▸ DATA BLOCK
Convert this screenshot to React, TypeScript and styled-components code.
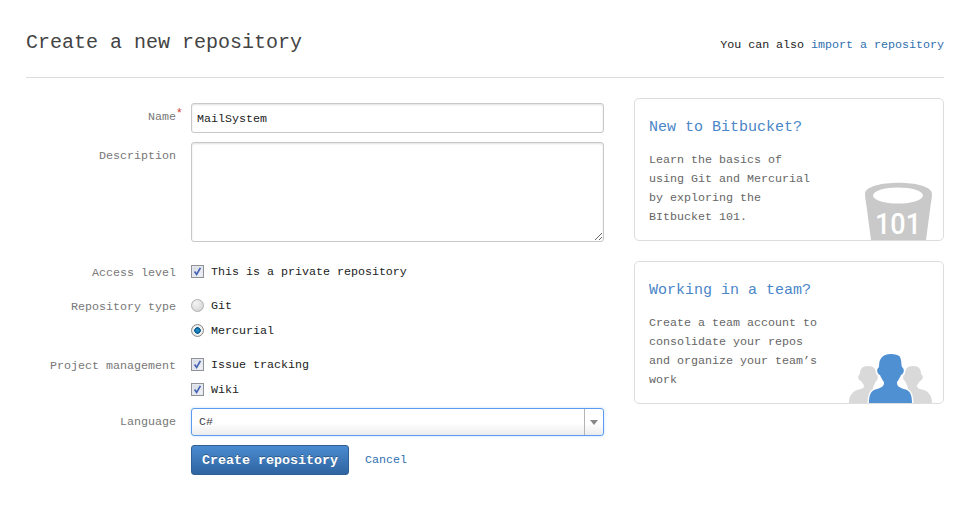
import React from "react";
import styled, {createGlobalStyle} from "styled-components";

const GlobalStyle = createGlobalStyle`
  html, body {
    margin: 0;
    padding: 0;
    background: #fff;
  }
  body {
    font-family: "Liberation Mono", "DejaVu Sans Mono", monospace;
    font-size: 11.67px;
    color: #333;
  }
`;

const Page = styled.div`
  width: 962px;
  height: 505px;
  box-sizing: border-box;
  padding: 0 18px 0 26px;
  overflow: hidden;
`;

const Header = styled.header`
  height: 78px;
  box-sizing: border-box;
  padding-top: 8px;
  display: flex;
  align-items: center;
  justify-content: space-between;
  border-bottom: 1px solid #ddd;
`;

const Title = styled.h1`
  margin: 0;
  font-size: 20px;
  font-weight: normal;
  color: #444;
`;

const HeaderNote = styled.div`
  margin-top: 4px;
  color: #222;
`;

const Link = styled.a`
  color: #2f6fb0;
  text-decoration: none;
`;

const Body = styled.div`
  display: flex;
  gap: 30px;
  padding-top: 20px;
`;

const Form = styled.form`
  width: 578px;
  margin-top: 5px;
`;

const Row = styled.div<{$after?: number}>`
  display: grid;
  grid-template-columns: 150px 413px;
  column-gap: 15px;
  margin-bottom: ${p => p.$after ?? 9}px;
`;

const Label = styled.label`
  position: relative;
  text-align: right;
  line-height: 28px;
  color: #777;
`;

const Required = styled.span`
  position: absolute;
  right: -7px;
  top: -3px;
  color: #d04437;
  font-size: 12px;
`;

const TextInput = styled.input`
  display: block;
  width: 100%;
  height: 30px;
  box-sizing: border-box;
  padding: 1px 5px 0;
  border: 1px solid #c8c8c8;
  border-radius: 3px;
  box-shadow: inset 0 1px 2px rgba(0, 0, 0, 0.12);
  font: inherit;
  color: #222;
  outline: none;
`;

const TextArea = styled.textarea`
  display: block;
  width: 100%;
  height: 100px;
  box-sizing: border-box;
  padding: 5px;
  border: 1px solid #c8c8c8;
  border-radius: 3px;
  box-shadow: inset 0 1px 2px rgba(0, 0, 0, 0.12);
  font: inherit;
  outline: none;
`;

const Option = styled.div`
  display: flex;
  align-items: center;
  height: 25px;
  gap: 7px;
  color: #222;
`;

const CheckBox = styled.span`
  width: 13px;
  height: 13px;
  box-sizing: border-box;
  border: 1px solid #8f9296;
  background: linear-gradient(135deg, #d6d9e2, #f3f4f8);
  box-shadow: inset 0 0 0 1px #e6e8ef;
  display: flex;
  flex: none;
`;

const Radio = styled.span<{$on?: boolean}>`
  width: 13px;
  height: 13px;
  box-sizing: border-box;
  border-radius: 50%;
  border: 1px solid ${p => (p.$on ? "#8a8a8a" : "#b0b0b0")};
  background: ${p => (p.$on
    ? "radial-gradient(circle at 50% 50%, #2aa0d8 0, #0b5f96 2.6px, #0b5f96 3px, #f4f4f4 3.6px, #d4d4d4 100%)"
    : "radial-gradient(circle at 35% 30%, #f4f4f4, #cfcfcf)")};
  flex: none;
`;

const Select = styled.div`
  height: 28px;
  box-sizing: border-box;
  display: flex;
  border: 1px solid #5b9bf0;
  border-radius: 3px;
  background: linear-gradient(#fff 55%, #ececec);
  box-shadow: 0 0 3px rgba(91, 155, 240, 0.35);
`;

const SelectValue = styled.div`
  flex: 1;
  padding-left: 7px;
  line-height: 26px;
  color: #444;
`;

const SelectArrow = styled.div`
  width: 18px;
  border-left: 1px solid #b5b5b5;
  display: flex;
  align-items: center;
  justify-content: center;
  &::after {
    content: "";
    border: 4px solid transparent;
    border-top: 5px solid #888;
    border-bottom: 0;
  }
`;

const Actions = styled.div`
  display: flex;
  align-items: center;
  gap: 16px;
`;

const PrimaryButton = styled.button`
  width: 158px;
  height: 30px;
  padding: 0;
  border: 1px solid #2f5f93;
  border-radius: 3px;
  background: linear-gradient(#4a8bd0, #2f64a0);
  color: #fff;
  font-family: inherit;
  font-size: 13.33px;
  font-weight: bold;
  text-shadow: 0 -1px 0 rgba(0, 0, 0, 0.3);
`;

const Sidebar = styled.aside`
  width: 310px;
  display: flex;
  flex-direction: column;
  gap: 20px;
`;

const Card = styled.section`
  position: relative;
  height: 143px;
  box-sizing: border-box;
  padding: 19px 14px 0;
  border: 1px solid #ddd;
  border-radius: 5px;
`;

const CardTitle = styled.h2`
  margin: 0 0 13px;
  font-size: 15px;
  font-weight: normal;
  line-height: 20px;
  color: #4a86c8;
`;

const CardText = styled.p`
  margin: 0;
  max-width: 170px;
  line-height: 19px;
  color: #666;
`;

const Illustration = styled.svg<{$right: number}>`
  position: absolute;
  right: ${p => p.$right}px;
  bottom: 0;
  display: block;
`;

const Tick = () => (
  <svg width="11" height="11" viewBox="0 0 11 11">
    <path d="M2.6 5.6 L4.6 8.4 L8.4 1.8" fill="none" stroke="#4463b4" strokeWidth="1.7" />
  </svg>
);

const Bucket = () => (
  <Illustration $right={11} width="67" height="58" viewBox="0 0 67 58">
    <path d="M0 12 C0 -3 67 -3 67 12 C67 16 66 20 65.5 24 L61 58 L6 58 L1.5 24 C1 20 0 16 0 12Z" fill="#c9c9c9" />
    <ellipse cx="33" cy="13.5" rx="25" ry="8" fill="#fff" />
    <text x="10" y="52" fontFamily="Roboto, 'Liberation Sans', sans-serif" fontSize="30" fontWeight="500" fill="#fff"
          textLength="46" lengthAdjust="spacingAndGlyphs">101</text>
  </Illustration>
);

const GRAY_PERSON = "M19 12 C25 12 27 15 27 20 C30 22 29 26 27 27 C25 31 24 33 24 35 L30 38 L30 49 L0 49 C0 42 3 38 8 36 C13 35 15 34 15 32 C15 30 13 29 12 27 C9 26 8 22 11 20 C11 15 13 12 19 12Z";

const Team = () => (
  <Illustration $right={10} width="84" height="49" viewBox="0 0 84 49">
    <path d={GRAY_PERSON} fill="#d9d9d9" />
    <path d={GRAY_PERSON} fill="#d9d9d9" transform="translate(83 0) scale(-1 1)" />
    <path
      d="M41 0 C46 0 50 1 51 3 C53 8 52 10 53 13 C56 15 55 20 52 21 C50 26 48 27 48 29 C48 33 52 34 58 36 C62 38 63 43 63 49 L20 49 C20 43 21 38 25 36 C31 34 35 33 35 29 C35 27 33 26 31 21 C28 20 27 15 30 13 C30 7 31 1 41 0Z"
      fill="#4f90d3" stroke="#fff" strokeWidth="3" paintOrder="stroke"
    />
  </Illustration>
);

const App: React.FC = () => (
  <Page>
    <GlobalStyle />
    <Header>
      <Title>Create a new repository</Title>
      <HeaderNote>You can also <Link href="#">import a repository</Link></HeaderNote>
    </Header>
    <Body>
      <Form>
        <Row>
          <Label>Name<Required>*</Required></Label>
          <TextInput readOnly value="MailSystem" />
        </Row>
        <Row $after={17}>
          <Label>Description</Label>
          <TextArea readOnly />
        </Row>
        <Row $after={6}>
          <Label>Access level</Label>
          <div>
            <Option><CheckBox><Tick /></CheckBox>This is a private repository</Option>
          </div>
        </Row>
        <Row>
          <Label>Repository type</Label>
          <div>
            <Option><Radio />Git</Option>
            <Option><Radio $on />Mercurial</Option>
          </div>
        </Row>
        <Row $after={6}>
          <Label>Project management</Label>
          <div>
            <Option><CheckBox><Tick /></CheckBox>Issue tracking</Option>
            <Option><CheckBox><Tick /></CheckBox>Wiki</Option>
          </div>
        </Row>
        <Row>
          <Label>Language</Label>
          <Select>
            <SelectValue>C#</SelectValue>
            <SelectArrow />
          </Select>
        </Row>
        <Row>
          <span />
          <Actions>
            <PrimaryButton type="button">Create repository</PrimaryButton>
            <Link href="#">Cancel</Link>
          </Actions>
        </Row>
      </Form>
      <Sidebar>
        <Card>
          <CardTitle>New to Bitbucket?</CardTitle>
          <CardText>Learn the basics of using Git and Mercurial by exploring the BItbucket 101.</CardText>
          <Bucket />
        </Card>
        <Card>
          <CardTitle>Working in a team?</CardTitle>
          <CardText>Create a team account to consolidate your repos and organize your team’s work</CardText>
          <Team />
        </Card>
      </Sidebar>
    </Body>
  </Page>
);

export default App;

▸ BRIEF
Check the data for the word "components" and pull out the lines that have it.

▸ REPLY TO THE TASK
Convert this screenshot to React, TypeScript and styled-components code.
import styled, {createGlobalStyle} from "styled-components";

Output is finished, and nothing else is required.